Without nature, the stress of life— especially that of addiction— has the tendency to deplete our energy, ambition, and happiness. Unless we repair the damage and lessen the impact of future stress it can follow us into our addiction recovery.
Addiction is often linked to a disconnect of mind, body, and soul. What if I told you the disconnect extended to the earth’s soil? Numerous studies suggest that our mental and physical health benefits from nature and natural influences.
Fight Fatigue in Early Recovery
Like any other part of the body, the brain can experience fatigue. During early recovery, we often write off our mental fatigue as boredom. We think that without the distraction of an addictive substance, life is dull and uninteresting. The “boredom” you’re feeling is fatigue from overexerting your brain for the entirety of your substance abuse.
Imagine running a mile after you finish a beer— that’s what your organs go through during drug and alcohol abuse. Similarly, your brain constantly creates dopamine (pleasure hormone) to keep up with stimulant abuse. This results in an overwhelming period of mental fatigue that hits you once the drug effects wear off. Once you have detoxed the addictive substance from your system, you, and your brain, have only just started to recover.
Throughout early recovery, it is vital to give yourself time to heal from the damages caused by your addiction. You can recover from mental fatigue with the help of nature. Going out in nature slows down the brain’s processing center, allowing it time to rest. As you absorb the natural beauty that surrounds you, nature provides your brain peace.
Mental Detox During Recovery
It is common practice for those who suffer from substance use disorder to replace one addiction with another. In a world overflowing with ever-evolving technology and digital media, it is far too easy to develop internet addiction.
Immersing yourself in nature clears the senses, distancing you from the toxic influx of information you absorb through social media. The stress we experience on a minute-by-minute basis as we stroll through news outlets causes lasting emotional and mental distress.

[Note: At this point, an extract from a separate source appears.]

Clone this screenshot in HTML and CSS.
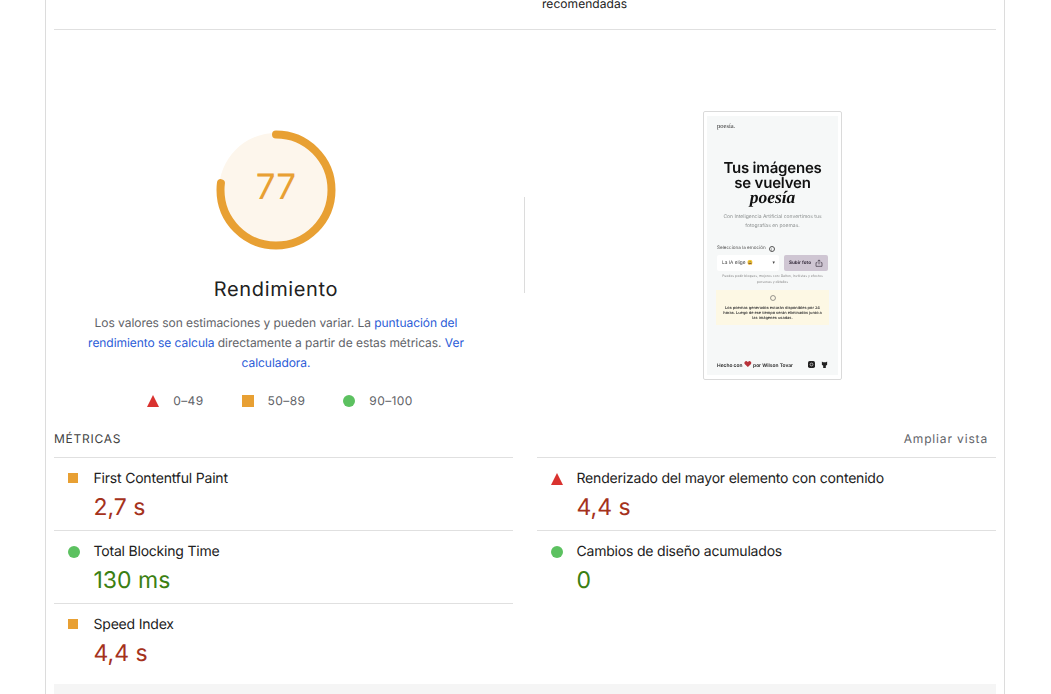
FILE: index.html
```html
<!DOCTYPE html>
<html lang="es">
<head>
<meta charset="utf-8">
<title>Rendimiento</title>
<link rel="stylesheet" href="styles.css">
</head>
<body>
<main class="frame">
  <div class="top-row"><span class="top-text">recomendadas</span></div>
  <section class="overview">
    <div class="score-col">
      <svg class="gauge" width="120" height="120" viewBox="0 0 120 120">
        <circle class="gauge-bg" cx="60" cy="60" r="57"></circle>
        <circle class="gauge-arc" cx="60" cy="60" r="55.5" pathLength="100" stroke-dasharray="77 100" transform="rotate(-90 60 60)"></circle>
      </svg>
      <div class="gauge-num">77</div>
      <h1 class="title">Rendimiento</h1>
      <p class="desc">Los valores son estimaciones y pueden variar. La <a href="#">puntuación del rendimiento se calcula</a> directamente a partir de estas métricas. <a href="#">Ver calculadora.</a></p>
      <ul class="legend">
        <li class="legend-item"><span class="ico tri"></span>0–49</li>
        <li class="legend-item"><span class="ico sq"></span>50–89</li>
        <li class="legend-item"><span class="ico dot"></span>90–100</li>
      </ul>
    </div>
    <div class="divider"></div>
    <div class="shot-col">
      <div class="shot">
        <div class="s-logo">poesía.</div>
        <div class="s-h">Tus imágenes<br>se vuelven<br><em>poesía</em></div>
        <div class="s-sub">Con Inteligencia Artificial convertimos tus<br>fotografías en poemas.</div>
        <div class="s-label">Selecciona la emoción <span class="s-i">i</span></div>
        <div class="s-controls">
          <div class="s-select"><span>La IA elige 😀</span><span>▾</span></div>
          <div class="s-btn"><span>Subir foto</span>
            <svg width="8" height="8" viewBox="0 0 12 12"><path d="M6 8V1.5M3.8 3.5 6 1.3l2.2 2.2M3.5 5.5H1.5v5.5h9V5.5H8.5" fill="none" stroke="#3a3040" stroke-width="1"/></svg>
          </div>
        </div>
        <div class="s-note">Puedes pedir bloques, mejores con: Dalton, Invitistas y efectos<br>personas y détalles</div>
        <div class="s-warn">
          <svg width="6" height="6" viewBox="0 0 8 8"><circle cx="4" cy="4" r="3.3" fill="none" stroke="#555" stroke-width=".8"/></svg>
          <div>Los poemas generados estarán disponibles por 24<br>horas. Luego de ese tiempo serán eliminados junto a<br>las imágenes usadas.</div>
        </div>
        <div class="s-foot">
          <span>Hecho con <span class="s-heart">❤</span> por Wilson Tovar</span>
          <span class="s-icons">
            <svg width="7" height="7" viewBox="0 0 8 8"><rect width="8" height="8" rx="2" fill="#222"/><circle cx="4" cy="4" r="1.6" fill="none" stroke="#eee" stroke-width=".7"/></svg>
            <svg width="7" height="7" viewBox="0 0 8 8"><path d="M1 .6l1.3.9h3.4L7 .6v3.6L5.5 5.4V8h-3V5.4L1 4.2z" fill="#222"/></svg>
          </span>
        </div>
      </div>
    </div>
  </section>
  <div class="metrics-head">
    <span class="metrics-label">MÉTRICAS</span>
    <span class="metrics-toggle">Ampliar vista</span>
  </div>
  <section class="metrics">
    <div class="metric"><span class="ico sq small"></span><div><div class="m-name">First Contentful Paint</div><div class="m-val avg">2,7 s</div></div></div>
    <div class="metric"><span class="ico tri"></span><div><div class="m-name">Renderizado del mayor elemento con contenido</div><div class="m-val bad">4,4 s</div></div></div>
    <div class="metric"><span class="ico dot"></span><div><div class="m-name">Total Blocking Time</div><div class="m-val good">130 ms</div></div></div>
    <div class="metric"><span class="ico dot"></span><div><div class="m-name">Cambios de diseño acumulados</div><div class="m-val good">0</div></div></div>
    <div class="metric"><span class="ico sq small"></span><div><div class="m-name">Speed Index</div><div class="m-val avg">4,4 s</div></div></div>
  </section>
  <div class="bottom-box"></div>
</main>
</body>
</html>
```
FILE: styles.css
```css
* { box-sizing: border-box; }
html, body { margin: 0; height: 694px; overflow: hidden; background: #fff; }
body { font-family: Inter, "Liberation Sans", sans-serif; color: #212121; text-rendering: geometricPrecision; }
.frame {
  width: 960px;
  margin-left: 45px;
  margin-top: -8px;
  height: 720px;
  padding: 0 8px;
  border-left: 1px solid #dcdcdc;
  border-right: 1px solid #dcdcdc;
}
.top-row { height: 38px; border-bottom: 1px solid #e0e0e0; padding-left: 488px; }
.top-text { font-size: 12px; line-height: 24px; display: block; color: #212121; letter-spacing: .05px; }
.overview { display: flex; height: 399px; }
.score-col { width: 444px; position: relative; display: flex; flex-direction: column; align-items: center; padding-top: 100px; }
.gauge { display: block; }
.gauge-bg { fill: #fdf6ec; }
.gauge-arc { fill: none; stroke: #e8a033; stroke-width: 8; stroke-linecap: round; }
.gauge-num { position: absolute; top: 135px; left: 0; right: 0; text-align: center; font-size: 35px; line-height: 44px; color: #e8a033; }
.title { font-size: 20px; font-weight: 400; line-height: 28px; margin: 25px 0 0; color: #212121; letter-spacing: .65px; }
.desc { width: 394px; margin: 10px 0 0; text-align: center; font-size: 12px; line-height: 20px; color: #5f6368; letter-spacing: -.05px; }
.desc a { color: #2a5bd7; text-decoration: none; }
.legend { list-style: none; display: flex; gap: 38px; margin: 19px 0 0; padding: 0 0 0 8px; font-size: 12px; line-height: 18px; color: #5f6368; letter-spacing: .4px; }
.legend-item { display: flex; align-items: center; gap: 14px; }
.ico { display: block; flex: none; width: 12px; height: 12px; }
.sq { background: #e8a033; }
.dot { background: #5cc160; border-radius: 50%; }
.tri { width: 0; height: 0; border-left: 6px solid transparent; border-right: 6px solid transparent; border-bottom: 12px solid #d9322f; }
.divider { width: 1px; height: 96px; margin: 167px 0 0 26px; background: #dcdcdc; }
.shot-col { flex: 1; display: flex; justify-content: flex-start; align-items: flex-start; padding-top: 81px; padding-left: 178px; }
.shot {
  width: 139px;
  height: 269px;
  border: 1px solid #dadada;
  border-radius: 2px;
  background: #fff;
  background-image: linear-gradient(#f6f8f8, #f6f8f8);
  background-size: 131px 259px;
  background-position: center;
  background-repeat: no-repeat;
  padding: 10px 13px 0;
  color: #1a1a1a;
  filter: blur(.35px);
}
.s-logo { font-family: "Liberation Serif", serif; font-size: 6.5px; line-height: 9px; color: #333; }
.s-h { margin-top: 29px; text-align: center; font-size: 15px; line-height: 15px; font-weight: 600; letter-spacing: -.2px; color: #111; }
.s-h em { font-family: "Liberation Serif", serif; font-size: 17.5px; font-weight: 700; letter-spacing: 0; }
.s-sub { margin-top: 8px; text-align: center; font-size: 5px; line-height: 9px; color: #8b8f8f; white-space: nowrap; }
.s-label { margin-top: 14px; font-size: 4.6px; line-height: 8px; color: #555; display: flex; gap: 3px; align-items: center; }
.s-i { width: 6px; height: 6px; border: .6px solid #555; border-radius: 50%; font-size: 4px; line-height: 5px; text-align: center; }
.s-controls { display: flex; gap: 5px; margin-top: 2px; }
.s-select { width: 62px; height: 16px; background: #fff; border-radius: 2px; display: flex; justify-content: space-between; align-items: center; padding: 0 4px 0 5px; font-size: 4.8px; color: #444; }
.s-btn { flex: 1; height: 16px; background: #cfc6d3; border-radius: 2px; display: flex; justify-content: space-between; align-items: center; padding: 0 5px; font-size: 4.6px; font-weight: 700; color: #3a3040; }
.s-note { margin-top: 3px; text-align: center; font-size: 3.4px; line-height: 5.5px; color: #888; white-space: nowrap; }
.s-warn { margin: 5px -1px 0; height: 35px; background: #fdf8e4; display: flex; flex-direction: column; align-items: center; gap: 4px; padding: 5px 0 0; text-align: center; font-size: 3.9px; line-height: 5px; font-weight: 600; color: #333; white-space: nowrap; }
.s-foot { margin-top: 35px; display: flex; justify-content: space-between; align-items: center; font-size: 4.9px; font-weight: 600; color: #222; }
.s-heart { color: #b8323a; font-size: 8px; line-height: 8px; }
.s-icons { display: flex; gap: 6px; }
.metrics-head { display: flex; justify-content: space-between; align-items: center; height: 18px; padding-right: 8px; font-size: 12px; color: #5f6368; }
.metrics-label { color: #424242; letter-spacing: .75px; }
.metrics-toggle { letter-spacing: .85px; }
.metrics { display: grid; grid-template-columns: 459px 459px; column-gap: 24px; margin-top: 10px; }
.metric { height: 73px; border-top: 1px solid #e0e0e0; display: grid; grid-template-columns: 12px 1fr; column-gap: 13.5px; padding-left: 14px; }
.metric .ico { margin-top: 15px; }
.metric .small { width: 10px; height: 10px; margin-top: 15px; }
.m-name { font-size: 14px; line-height: 20px; margin-top: 11px; color: #212121; letter-spacing: -.2px; }
.m-val { font-size: 23px; line-height: 32px; margin-top: 2px; }
.avg, .bad { color: #a5321c; }
.good { color: #3b8012; }
.bottom-box { height: 40px; margin-top: 8px; background: #f5f5f5; }
```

Stress compounds through our interactions as we attempt to juggle the daily responsibilities while trying the maintain our sobriety. Work stress, digital addiction, and feelings of isolation can build during recovery, increasing the risk of relapse.
In order to prevent relapse in recovery, it is important to take advantage of the healing properties found in nature. Nature provides therapeutic healing without the risk of side effects, is available to all, and is free of charge. While walking through nature, the person reinvigorates their connection with the earth, removing their thoughts of isolation. Watching as animals scurry through the underbrush, birds swoop overhead, and butterflies flutter past your vision, it is nearly impossible to avoid feelings of joy, fascination, and oneness with the world.
Restoring Balance After Addiction
Studies suggest visual aspects found in nature, such as sunsets, waterfalls, and mountain ranges work to reduce stress and mental fatigue. Additionally, audible noises that occur in natural environments— birds chirping, flowing water, blowing breezes— can have similar calming effects on the mind and body. The Attention Restoration Theory (ART) suggests “the ability to concentrate may be restored by exposure to natural environments” (Journal of Toxicology and Environmental Health). In layman’s terms, nature evokes a curiosity without requiring higher brain function, allowing for a relaxed focus that lends our mind to drift. As we walking through nature, the fears and anxieties of daily life fade away, making room for a calmer, kinder mentality.
Additionally, several studies have shown that walking through nature, when compared to city walks, decreases the participant’s self-criticisms, promoting a positive mental outlook. Oftentimes, those who struggle with addiction carry depressive ruminations throughout the early stages of recovery. To combat this, nature walks help to influence the way in which your attention shifts, calming the brain, and refocusing on positive emotions.
When you take a walk through nature, you are not only exercising your body but your mind as well. Natural environments promote mindfulness and reflection, two mental exercises that do wonders for recovery. Nature induces a reflective mental state which boosts several brain functions, such as problem-solving, attentiveness, and short-term memory. While maintaining your sobriety, nature walks can provide you with a peaceful atmosphere to reflect on your journey and reach the answers to questions you’ve been ruminating over.